MAIN EVENTS OF THE GROUP IN 2010
A Year Of Strengthened Strategic Positions And Accelerated International Development
The year was marked by finalizing the friendly takeover of AGBAR, the leader in the Spanish water market, which took place half-way through the year. This second European pillar in water, after Lyonnaise des Eaux in France, has allowed SUEZ ENVIRONNEMENT to strengthen its position in Spain, where AGBAR already manages over 1,100 long-term contracts, and to benefit from the growth of a high-potential market buoyed by the protection of water resources and improvements in wastewater services in compliance with EU regulations.
Through AGBAR, SUEZ ENVIRONNEMENT also holds solid positions on the Chilean and British regulated markets. The consolidation of the Spanish company allows to generate commercial and procurement synergies and to develop a joint innovation platform.
SUEZ ENVIRONNEMENT has also consolidated its position on attractive markets internationally by pursuing an ambitious and selective development strategy. With 27% of its consolidated revenue realized outside Europe in 2010 compared to 20% in 2008, international activities have registered solid growth. An increased awareness of the future challenges involved in the water and waste sectors, the need for infrastructure and the adoption of increasingly demanding environmental standards in many countries, all indicate future areas of growth for the Group.
The Group's growth in Australia typifies the ambitious but selective development strategy that it has pursued. SUEZ ENVIRONNEMENT generated 6% of its revenue in Australia in 2010, compared to 1% in 2004, a result mainly driven by commercial momentum and tuck-in acquisitions. Thus, Degremont is building the largest desalination plant in the southern hemisphere in Melbourne and SUEZ ENVIRONNEMENT has recently strengthened its position in the country through the acquisition of WSN Environmental Solutions, which offers to the Group geographical and operational synergy with existing activities.

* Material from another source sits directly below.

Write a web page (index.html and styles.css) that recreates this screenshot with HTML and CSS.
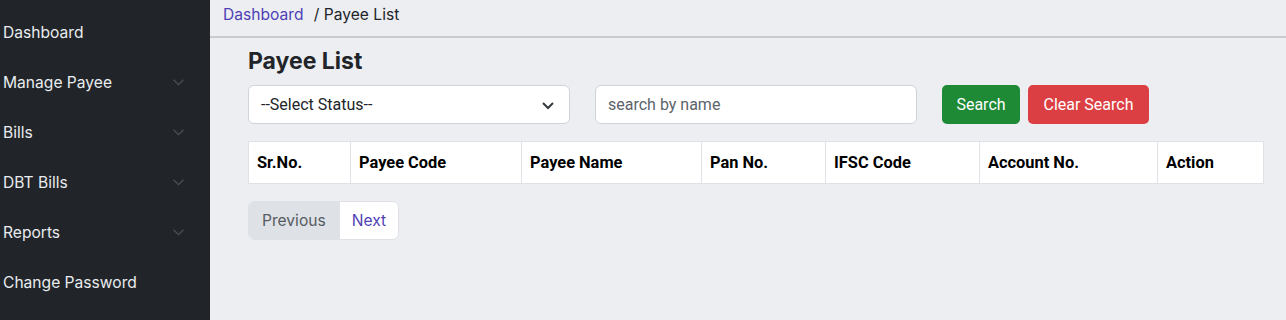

Innovative Offers That Position SUEZ ENVIRONNEMENT As A Leading Operator In Terms Of Environmental Performance
SUEZ ENVIRONNEMENT is pursuing an ongoing innovation policy by offering highly technological services and providing long-term solutions to environmental challenges, especially in the area of waste valorization, water resources protection, environmental footprint reduction and renewable energy generation.
In the area of waste, new valorization projects were developed, including the Cynar project that transforms end-of-life plastic materials into fuel, and the first packaging-removal unit for food waste capable of separating food from its containers. This first unit of its kind in France recycles materials and extracts energy. The treatment of this type of waste will reduce the tonnage incinerated or sent to landfill sites, enabling the objectives fixed by the Grenelle de l'Environnement to be met.

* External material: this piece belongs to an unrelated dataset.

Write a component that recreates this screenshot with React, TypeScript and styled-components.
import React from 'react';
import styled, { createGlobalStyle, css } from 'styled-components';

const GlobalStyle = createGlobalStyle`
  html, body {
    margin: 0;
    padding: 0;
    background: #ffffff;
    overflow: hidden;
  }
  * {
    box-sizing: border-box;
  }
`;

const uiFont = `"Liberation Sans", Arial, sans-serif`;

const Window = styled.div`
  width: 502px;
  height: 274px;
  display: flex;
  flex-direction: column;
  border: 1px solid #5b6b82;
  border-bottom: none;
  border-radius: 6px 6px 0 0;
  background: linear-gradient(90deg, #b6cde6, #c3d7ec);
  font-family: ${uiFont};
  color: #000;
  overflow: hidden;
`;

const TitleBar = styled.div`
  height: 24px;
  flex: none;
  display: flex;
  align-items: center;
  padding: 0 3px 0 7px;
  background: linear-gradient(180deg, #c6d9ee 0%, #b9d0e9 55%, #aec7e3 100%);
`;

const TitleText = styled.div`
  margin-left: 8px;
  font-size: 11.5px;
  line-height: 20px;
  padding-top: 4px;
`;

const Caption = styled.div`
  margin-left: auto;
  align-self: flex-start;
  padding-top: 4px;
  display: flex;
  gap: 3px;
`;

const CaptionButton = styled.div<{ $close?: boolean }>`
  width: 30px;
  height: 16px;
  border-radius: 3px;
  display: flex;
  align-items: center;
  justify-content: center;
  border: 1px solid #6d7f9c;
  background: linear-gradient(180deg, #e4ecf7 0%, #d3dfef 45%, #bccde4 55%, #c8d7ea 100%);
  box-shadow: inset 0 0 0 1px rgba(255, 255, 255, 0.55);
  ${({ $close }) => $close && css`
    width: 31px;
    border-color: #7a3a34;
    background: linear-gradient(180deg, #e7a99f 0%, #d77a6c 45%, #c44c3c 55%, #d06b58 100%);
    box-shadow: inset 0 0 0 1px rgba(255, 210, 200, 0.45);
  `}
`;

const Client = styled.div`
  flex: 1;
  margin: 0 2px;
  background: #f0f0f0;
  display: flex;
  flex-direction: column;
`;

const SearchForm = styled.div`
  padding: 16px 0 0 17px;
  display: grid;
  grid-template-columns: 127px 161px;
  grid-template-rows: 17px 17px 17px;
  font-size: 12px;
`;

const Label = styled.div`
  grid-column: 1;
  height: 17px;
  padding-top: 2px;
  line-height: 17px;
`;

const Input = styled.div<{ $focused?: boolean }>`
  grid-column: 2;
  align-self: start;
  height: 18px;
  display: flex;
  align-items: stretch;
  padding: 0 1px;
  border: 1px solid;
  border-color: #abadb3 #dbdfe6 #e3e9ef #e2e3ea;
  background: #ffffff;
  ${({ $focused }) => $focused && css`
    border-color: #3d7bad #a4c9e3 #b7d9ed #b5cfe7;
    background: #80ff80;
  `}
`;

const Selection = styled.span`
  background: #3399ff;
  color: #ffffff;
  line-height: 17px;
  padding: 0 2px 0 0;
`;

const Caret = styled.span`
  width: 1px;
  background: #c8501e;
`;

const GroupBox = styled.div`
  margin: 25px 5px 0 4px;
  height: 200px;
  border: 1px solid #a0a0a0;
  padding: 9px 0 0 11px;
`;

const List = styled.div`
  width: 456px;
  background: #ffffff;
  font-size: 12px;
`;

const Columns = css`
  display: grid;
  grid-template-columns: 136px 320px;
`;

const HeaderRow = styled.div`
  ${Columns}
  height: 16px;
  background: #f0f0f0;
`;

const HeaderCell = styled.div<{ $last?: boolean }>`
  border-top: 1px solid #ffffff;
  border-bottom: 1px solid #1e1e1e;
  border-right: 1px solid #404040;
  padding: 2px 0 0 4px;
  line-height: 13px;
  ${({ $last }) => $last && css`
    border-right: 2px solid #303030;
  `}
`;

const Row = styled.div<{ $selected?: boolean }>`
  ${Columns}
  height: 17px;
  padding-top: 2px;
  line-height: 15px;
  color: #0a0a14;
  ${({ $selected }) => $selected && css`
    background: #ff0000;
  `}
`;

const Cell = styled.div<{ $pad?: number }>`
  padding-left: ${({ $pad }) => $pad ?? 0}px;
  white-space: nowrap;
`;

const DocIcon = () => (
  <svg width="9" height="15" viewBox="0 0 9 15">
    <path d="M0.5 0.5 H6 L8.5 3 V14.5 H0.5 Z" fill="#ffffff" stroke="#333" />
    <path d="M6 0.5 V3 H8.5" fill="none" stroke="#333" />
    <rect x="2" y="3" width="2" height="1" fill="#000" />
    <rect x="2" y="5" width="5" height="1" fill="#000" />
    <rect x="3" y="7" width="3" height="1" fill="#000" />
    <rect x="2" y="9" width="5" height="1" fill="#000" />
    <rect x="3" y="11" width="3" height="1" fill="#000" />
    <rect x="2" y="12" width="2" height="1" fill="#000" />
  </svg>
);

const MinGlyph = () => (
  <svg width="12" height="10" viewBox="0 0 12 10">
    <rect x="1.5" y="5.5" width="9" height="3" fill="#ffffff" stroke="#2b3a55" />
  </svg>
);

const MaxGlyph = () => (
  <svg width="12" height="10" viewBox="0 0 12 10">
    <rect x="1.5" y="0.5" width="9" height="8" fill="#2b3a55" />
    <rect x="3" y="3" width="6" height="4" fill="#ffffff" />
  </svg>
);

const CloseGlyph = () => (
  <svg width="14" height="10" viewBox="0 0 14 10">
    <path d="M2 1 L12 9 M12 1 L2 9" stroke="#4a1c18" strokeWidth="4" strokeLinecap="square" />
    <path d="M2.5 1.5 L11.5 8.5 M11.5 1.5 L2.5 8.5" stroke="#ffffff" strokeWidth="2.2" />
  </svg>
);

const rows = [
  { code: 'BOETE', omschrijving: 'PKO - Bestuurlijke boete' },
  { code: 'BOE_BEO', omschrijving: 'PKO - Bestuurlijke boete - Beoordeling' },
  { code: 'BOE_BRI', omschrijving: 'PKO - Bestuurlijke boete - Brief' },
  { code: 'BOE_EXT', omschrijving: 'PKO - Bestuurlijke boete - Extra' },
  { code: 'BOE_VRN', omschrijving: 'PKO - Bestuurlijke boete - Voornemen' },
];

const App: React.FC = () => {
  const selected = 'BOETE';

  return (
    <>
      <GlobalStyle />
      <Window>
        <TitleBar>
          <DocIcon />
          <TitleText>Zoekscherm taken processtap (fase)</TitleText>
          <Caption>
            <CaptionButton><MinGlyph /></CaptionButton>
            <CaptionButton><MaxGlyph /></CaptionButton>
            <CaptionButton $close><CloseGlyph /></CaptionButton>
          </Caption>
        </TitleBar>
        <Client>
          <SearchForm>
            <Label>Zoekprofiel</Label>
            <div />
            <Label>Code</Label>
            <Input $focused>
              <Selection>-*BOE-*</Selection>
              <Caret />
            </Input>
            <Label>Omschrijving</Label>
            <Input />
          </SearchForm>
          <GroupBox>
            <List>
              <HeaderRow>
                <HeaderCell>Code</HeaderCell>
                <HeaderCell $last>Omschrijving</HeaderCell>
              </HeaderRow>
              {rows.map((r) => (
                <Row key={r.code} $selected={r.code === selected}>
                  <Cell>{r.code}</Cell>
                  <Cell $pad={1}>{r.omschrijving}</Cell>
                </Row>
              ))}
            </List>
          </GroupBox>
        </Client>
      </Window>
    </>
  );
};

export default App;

In the area of water, the Degres Bleus offer, which has already been implemented in several local authorities, recovers heat from wastewater and then uses it to heat buildings. In addition, over 120,000 private customers have already subscribed to the Dolce O offer, which allows them to monitor their water consumption in real time and which provide insurance against water leaks.

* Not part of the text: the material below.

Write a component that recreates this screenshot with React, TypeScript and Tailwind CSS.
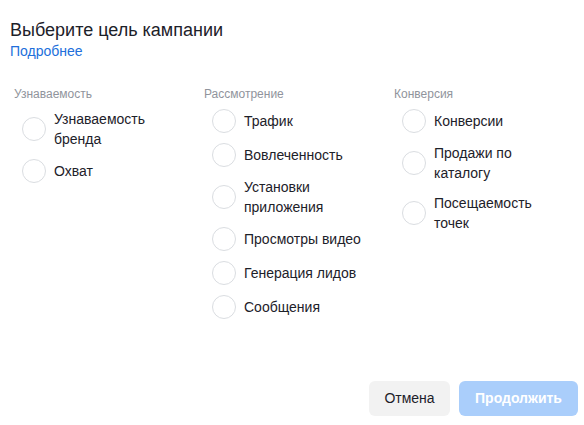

To bring new offers to the market faster, SUEZ ENVIRONNEMENT has launched an innovation fund,
BLUE ORANGE, which supports dynamic young technology companies in the environmental services industry.
All of these fast-growing innovative solutions deliver new services for customers and confirm the importance placed by the Group on pursuing a strategy focused on technological leadership and services.
SUEZ ENVIRONNEMENT Is Ahead Of The Waste Market Trends
Given the scarcity of raw materials, the strengthening of environmental regulation and energy issues, the waste treatment market is shifting from elimination to valorization.
For SUEZ ENVIRONNEMENT, this trend was reflected in a rise in valorization volumes of 9%(11) for the year, while treated volumes increased progressively in 2010 (+1%). The Group's sorting and recycling activities also strongly benefited from higher prices for secondary raw materials, with improved profitability bolstered by a more optimized cost structure.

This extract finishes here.